Claims that a product is “revolutionary,” “never before seen,” or providing a solution to an unsolved problem can be sometimes cavalierly regarded as puffery. We often find ourselves warning clients that the National Advertising Division (NAD) has sometimes required advertisers to have a reasonable basis for innovation claims (i.e., claims that their product is a breakthrough or somehow entering into a whitespace in a particular market segment). See Ganeden Biotech, Inc., NAD Case #4863 (June 2008); Park Labs, NAD Case #4935 (Nov. 2008); Imagenetix, Inc., NAD Case #5167 (April 2010); The Andrew Jergens Company, NAD Case #2979 (Oct. 1992); but see Iovate Health Sciences, Inc. Cold MD, NAD Case #4653 (April 2007); Pilot Corporation of America, NAD Case #3392 (May 1997); Maximum Human Performance, LLC, NAD Case #5631 (Sept. 2013). So, it caught our eye that the United States District Court for the Central District of California held that these sorts of claims when challenged in the context of a civil action under the Lanham Act were nonactionable as a matter of law. But, before you conclude that such claims are always fair game without even a modicum of substantiation supporting your belief that the product or service you’re touting is in fact “revolutionary,” consider the facts more carefully. Context still should dictate whether you should have a reasonable basis for believing your product or service to be entering a “white space” in your industry.

In R and A Synergy LLC v. Spanx, Inc., the court dismissed R and A’s false advertising claims of innovation against Spanx. No. 2:17-CV-09147-SVW-AS, 2019 WL 4390564 (C.D. Cal. May 1, 2019). (There were other claims at issue in this case, but our focus here is on the claims about the innovation reflected in the advertised product.) In 2009, R and A Synergy introduced a sleeved undergarment designed to be worn under sleeveless tops called “Sleevey Wonders.” Several years later, Spanx introduced its own undergarment sleeve product, called “Arm Tights.” As part of its launch, Spanx described the product as “unlike any other layering options.” The Spanx CEO even stated publicly that her company “invented” the product, filling a “white space” in the market. The CEO was further quoted in a newspaper article stating “[t]ights have been around for our legs for so many years, I was thinking, ‘Why aren’t there tights for our arms?’”

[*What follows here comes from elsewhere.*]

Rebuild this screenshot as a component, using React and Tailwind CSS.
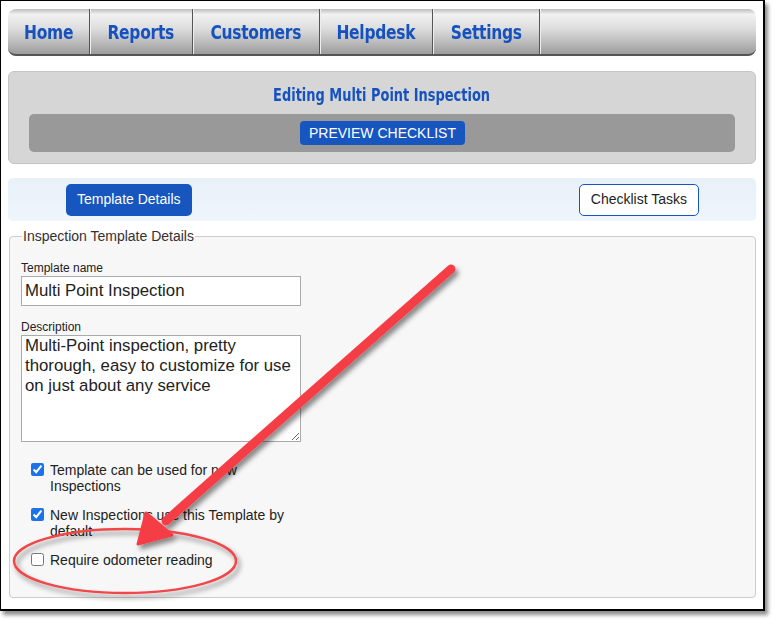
import { useState } from "react";

const navItems = [
  { label: "Home", w: "w-[82px]" },
  { label: "Reports", w: "w-[103px]" },
  { label: "Customers", w: "w-[127px]" },
  { label: "Helpdesk", w: "w-[113px]" },
  { label: "Settings", w: "w-[107px]" },
];

const condensed = "font-['DejaVu_Sans_Condensed','Liberation_Sans',sans-serif]";

function Check({ checked, onChange, children }) {
  return (
    <label className="flex items-start gap-[6px] pl-[10px] text-[14px] leading-[16px] text-[#222]">
      <input
        type="checkbox"
        checked={checked}
        onChange={onChange}
        className="mt-[1px] h-[13px] w-[13px] shrink-0 accent-[#1a73e8]"
      />
      <span className="w-[250px]">{children}</span>
    </label>
  );
}

export default function App() {
  const [name, setName] = useState("Multi Point Inspection");
  const [desc, setDesc] = useState(
    "Multi-Point inspection, pretty thorough, easy to customize for use on just about any service"
  );
  const [canUse, setCanUse] = useState(true);
  const [byDefault, setByDefault] = useState(true);
  const [odometer, setOdometer] = useState(false);

  return (
    <div className="min-h-screen bg-white font-['Liberation_Sans',Arial,sans-serif]">
      <div className="relative h-[611px] w-[765px] border-l border-t border-r-2 border-b-2 border-black bg-white shadow-[3px_4px_4px_rgba(0,0,0,0.45)]">
        <div className="flex flex-col px-[7px] pt-[8px]">
          {/* top nav */}
          <nav className="flex h-[47px] overflow-hidden rounded-[8px] border-b-2 border-[#555] bg-[linear-gradient(#bdbdbd_0%,#f2f2f2_12%,#dcdcdc_45%,#b4b4b4_80%,#9c9c9c_100%)]">
            {navItems.map((item) => (
              <a
                key={item.label}
                href="#"
                className={`${item.w} flex items-center justify-center border-r border-r-[#555] shadow-[1px_0_0_#eee] ${condensed} text-[20px] font-bold tracking-[-0.3px] text-[#1552c0]`}
              >
                <span className="inline-block scale-x-[0.86]">{item.label}</span>
              </a>
            ))}
          </nav>

          {/* header panel */}
          <section className="mt-[15px] flex h-[93px] flex-col items-center rounded-[6px] border border-[#c4c4c4] bg-[#d6d6d6] px-[20px]">
            <h1 className={`mt-[13px] ${condensed} text-[18px] font-bold leading-[20px] text-[#1552c0]`}>
              <span className="inline-block scale-x-[0.8]">Editing Multi Point Inspection</span>
            </h1>
            <div className="mt-[9px] flex h-[38px] w-full items-center justify-center rounded-[5px] bg-[#999999]">
              <button className="ml-[1px] h-[24px] rounded-[4px] bg-[#1756bf] px-[9px] text-[14px] text-white">
                PREVIEW CHECKLIST
              </button>
            </div>
          </section>

          {/* tabs */}
          <div className="mt-[14px] flex h-[43px] items-center justify-between rounded-[5px] bg-[linear-gradient(#e8f0f8,#eef5fd)] pl-[58px] pr-[57px]">
            <button className="h-[32px] rounded-[5px] bg-[#1756bf] px-[11px] text-[14px] text-white">
              Template Details
            </button>
            <button className="h-[32px] rounded-[5px] border border-[#1756bf] bg-white px-[11px] text-[14px] text-[#222]">
              Checklist Tasks
            </button>
          </div>

          {/* fieldset */}
          <fieldset className="mt-[7px] ml-[1px] h-[370px] rounded-[4px] border border-[#cccccc] bg-[#f7f7f7] px-[11px] pb-[10px]">
            <legend className="ml-[1px] px-[1px] text-[14px] leading-[16px] text-[#333]">
              Inspection Template Details
            </legend>

            <label className="mt-[17px] block text-[12px] leading-[14px] text-[#222]">Template name</label>
            <input
              value={name}
              onChange={(e) => setName(e.target.value)}
              className="mt-[1px] h-[30px] w-[280px] border border-[#aaa] bg-white px-[3px] text-[16.8px] text-[#222] outline-none"
            />

            <label className="mt-[14px] block text-[12px] leading-[14px] text-[#222]">Description</label>
            <textarea
              value={desc}
              onChange={(e) => setDesc(e.target.value)}
              className="mt-[1px] block h-[107px] w-[280px] resize border border-[#aaa] bg-white px-[3px] py-0 text-[16.8px] leading-[20px] text-[#222] outline-none"
            />

            <div className="mt-[20px] flex flex-col gap-[13px]">
              <Check checked={canUse} onChange={() => setCanUse(!canUse)}>
                Template can be used for new Inspections
              </Check>
              <Check checked={byDefault} onChange={() => setByDefault(!byDefault)}>
                New Inspections use this Template by default
              </Check>
              <Check checked={odometer} onChange={() => setOdometer(!odometer)}>
                Require odometer reading
              </Check>
            </div>
          </fieldset>
        </div>

        {/* callout annotation drawn on top */}
        <svg className="pointer-events-none absolute left-0 top-0" width="765" height="611" viewBox="0 0 765 611">
          <defs>
            <filter id="sh" x="-20%" y="-20%" width="140%" height="140%">
              <feDropShadow dx="3" dy="4" stdDeviation="2.5" floodColor="#000" floodOpacity="0.45" />
            </filter>
          </defs>
          <g filter="url(#sh)">
            <ellipse cx="124" cy="560" rx="111" ry="32" fill="none" stroke="#f0474c" strokeWidth="2.5" />
            <line x1="450" y1="268" x2="165" y2="520" stroke="#f53e45" strokeWidth="9" strokeLinecap="round" />
            <polygon points="137,543 145,512 171,534" fill="#f53e45" stroke="#f53e45" strokeWidth="3" strokeLinejoin="round" />
          </g>
        </svg>
      </div>
    </div>
  );
}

In response to R and A Synergy’s suit for false advertising under the Lanham Act, the court found the statements concerning the innovative nature of the product to be non-actionable puffery. The court stated that “[m]erely advertising a product as being new, invented, filling a white space, and being unlike other layering options does not amount to an assertion of fact.”

Before we get too comfy with these sorts of “innovation” claims, consider that the statements in the Spanx case were arguably made off-the-cuff by the CEO in an interview rather than in a traditional advertisement. The utterances appear to have been isolated comments and possibly not “statements” that rise to the level required under the Lanham Act. Also, the court suggested that there was no indication that those statements were “material” to consumers. The court held that as a matter of law consumers simply do not care who was the original source of the “general concept of ‘sleeved undergarments.’” The court reasoned that even if R and A had properly alleged a false statement, and even if the statements were in fact false, they were of no consequence to sleeved undergarment purchasers.

WHY THIS MATTERS: Marketers will continue to make claims about the innovative and revolutionary nature of their products and services, and this case may serve as some comfort to the extent the substantiation for such claims is thin. That said, we’re not convinced that this recent decision is reliable enough to conclude that “revolutionary” or “breakthrough” claims never require substantiation as a matter of law. Context is almost always likely to be a factor in how the statements will be interpreted, especially by the NAD. And, we also suspect that if the claims had been made expressly in advertising as opposed to in the press by Spanx’s CEO, the court might have been less convinced that they were immaterial.